La BBC, par qui le scandale est arrivé, n’est en revanche pas épargnée par le juge Hutton qui l’accuse d’avoir été «fautive» dans l’affaire Kelly. Le magistrat a en effet estimé que l’accusation relayée par la chaîne publique selon laquelle le gouvernement avait sciemment exagéré la menace de l’arsenal irakien était «très grave» dans la mesure où elle «mettait en cause l’intégrité du gouvernement et des services de renseignement». La jugeant «infondée», il ainsi critiqué la direction de la chaîne pour n’avoir pas mené «une enquête plus approfondie» avant la diffusion de ces informations. Plus sévère encore, le magistrat a qualifié de «déficiente» l’organisation éditoriale de la BBC qui a permis à un journaliste de diffuser des informations «graves» sans un contrôle au préalable par sa hiérarchie.

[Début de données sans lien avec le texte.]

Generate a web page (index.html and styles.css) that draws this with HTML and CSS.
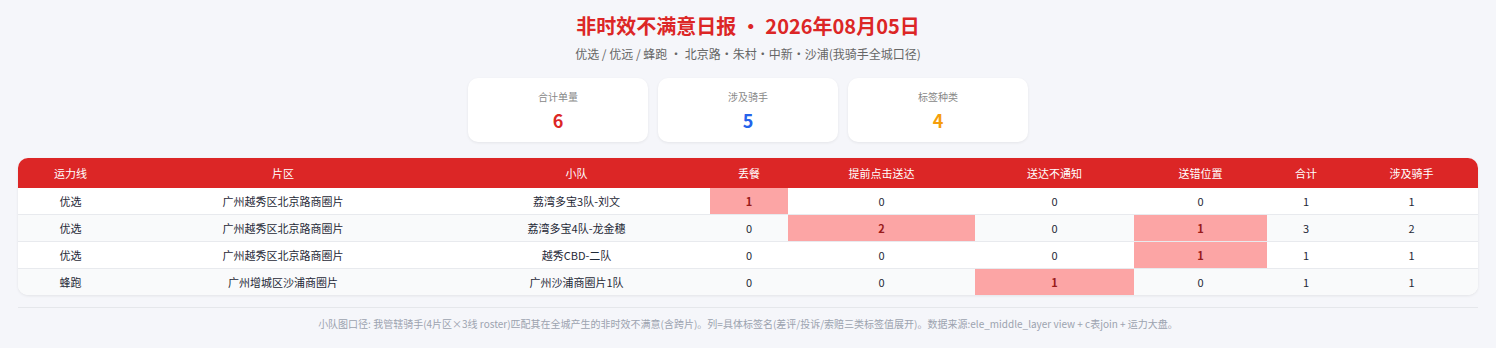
FILE: index.html
```html
<!DOCTYPE html>
<html lang="zh-CN">
<head>
<meta charset="utf-8">
<title>非时效不满意日报</title>
<link rel="stylesheet" href="styles.css">
</head>
<body>
<div class="page">
  <header class="head">
    <h1 class="title">非时效不满意日报 · 2026年08月05日</h1>
    <p class="sub">优选 / 优远 / 蜂跑 · 北京路・朱村・中新・沙浦(我骑手全城口径)</p>
  </header>
  <section class="cards">
    <div class="card"><div class="card-label">合计单量</div><div class="card-num red">6</div></div>
    <div class="card"><div class="card-label">涉及骑手</div><div class="card-num blue">5</div></div>
    <div class="card"><div class="card-label">标签种类</div><div class="card-num orange">4</div></div>
  </section>
  <div class="table-wrap">
    <table class="grid">
      <colgroup>
        <col class="c-line"><col class="c-area"><col class="c-team"><col class="c-lost"><col class="c-early"><col class="c-notify"><col class="c-wrong"><col class="c-total"><col class="c-rider">
      </colgroup>
      <thead>
        <tr><th>运力线</th><th>片区</th><th>小队</th><th>丢餐</th><th>提前点击送达</th><th>送达不通知</th><th>送错位置</th><th>合计</th><th>涉及骑手</th></tr>
      </thead>
      <tbody>
        <tr><td>优选</td><td>广州越秀区北京路商圈片</td><td>荔湾多宝3队-刘文</td><td class="hot">1</td><td>0</td><td>0</td><td>0</td><td>1</td><td>1</td></tr>
        <tr><td>优选</td><td>广州越秀区北京路商圈片</td><td>荔湾多宝4队-龙金穗</td><td>0</td><td class="hot">2</td><td>0</td><td class="hot">1</td><td>3</td><td>2</td></tr>
        <tr><td>优选</td><td>广州越秀区北京路商圈片</td><td>越秀CBD-二队</td><td>0</td><td>0</td><td>0</td><td class="hot">1</td><td>1</td><td>1</td></tr>
        <tr><td>蜂跑</td><td>广州增城区沙浦商圈片</td><td>广州沙浦商圈片1队</td><td>0</td><td>0</td><td class="hot">1</td><td>0</td><td>1</td><td>1</td></tr>
      </tbody>
    </table>
  </div>
  <footer class="foot">小队图口径: 我管辖骑手(4片区×3线 roster)匹配其在全城产生的非时效不满意(含跨片)。列=具体标签名(差评/投诉/索赔三类标签值展开)。数据来源:ele_middle_layer view + c表join + 运力大盘。</footer>
</div>
</body>
</html>
```

FILE: styles.css
```css
* { box-sizing: border-box; }
html, body { margin: 0; padding: 0; }
body {
  background: #f5f6fa;
  font-family: "Noto Sans CJK SC", "Noto Sans", sans-serif;
  color: #1f2937;
}
.page { padding: 12px 18px 0; }
.head { text-align: center; }
.title {
  margin: 0;
  font-size: 20px;
  line-height: 28px;
  font-weight: 700;
  color: #dc2626;
}
.sub {
  margin: 4px 0 0;
  font-size: 12px;
  line-height: 20px;
  color: #666;
}
.cards {
  display: flex;
  justify-content: center;
  gap: 10px;
  margin-top: 14px;
}
.card {
  width: 180px;
  height: 64px;
  background: #fff;
  border-radius: 10px;
  box-shadow: 0 1px 3px rgba(0,0,0,0.07);
  text-align: center;
  padding-top: 11px;
}
.card-label { font-size: 10px; line-height: 16px; color: #888; }
.card-num { font-size: 18px; line-height: 24px; font-weight: 700; margin-top: 3px; }
.red { color: #dc2626; }
.blue { color: #2563eb; }
.orange { color: #f59e0b; }
.table-wrap {
  margin-top: 16px;
  background: #fff;
  border-radius: 10px;
  overflow: hidden;
  box-shadow: 0 1px 3px rgba(0,0,0,0.08);
}
.grid {
  width: 100%;
  border-collapse: collapse;
  table-layout: fixed;
  font-size: 11px;
}
.c-line { width: 105px; }
.c-area { width: 320px; }
.c-team { width: 267px; }
.c-lost { width: 78px; }
.c-early { width: 187px; }
.c-notify { width: 159px; }
.c-wrong { width: 133px; }
.c-total { width: 78px; }
.c-rider { width: 133px; }
.grid th {
  background: #dc2626;
  color: #fff;
  font-weight: 400;
  height: 30px;
  padding: 0;
  text-align: center;
}
.grid td {
  height: 27px;
  padding: 0;
  text-align: center;
  color: #1f2937;
  border-top: 1px solid #e8eaee;
}
.grid tbody tr:first-child td { border-top: none; height: 26px; }
.grid tbody tr:nth-child(even) td { background: #f9fafb; }
.grid td.hot,
.grid tbody tr:nth-child(even) td.hot {
  background: #fca5a5;
  color: #991b1b;
  font-weight: 700;
}
.foot {
  margin-top: 12px;
  border-top: 1px solid #e5e7eb;
  padding-top: 8px;
  text-align: center;
  font-size: 10px;
  line-height: 16px;
  color: #9ca3af;
}
```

La publication du rapport Hutton constitue donc un motif de réel soulagement pour Tony Blair, dont la popularité est en chute libre. Réagissant devant les Communes à cette publication, le Premier ministre a ainsi mis en demeure ceux qui l'accusaient de mensonge de retirer leur allégation. «Je demande simplement à ceux qui en sont à l'origine et à ceux qui l'ont répétée durant les derniers mois de la retirer à présent, pleinement, ouvertement et clairement», a-t-il lancé. Mais cette victoire de Tony Blair, qui fait suite au vote in extremis par la Chambre des Communes de sa réforme de l’enseignement supérieur, ne met pas pour autant fin aux difficultés auxquels il doit faire face. Rejeté par la base du parti travailliste, il a récemment vu son autorité sérieusement mise à mal et sa popularité chuter à des niveaux inquiétants. «Il a remporté une bataille, mais la guerre n'est pas finie», a ainsi commenté un de ses détracteurs.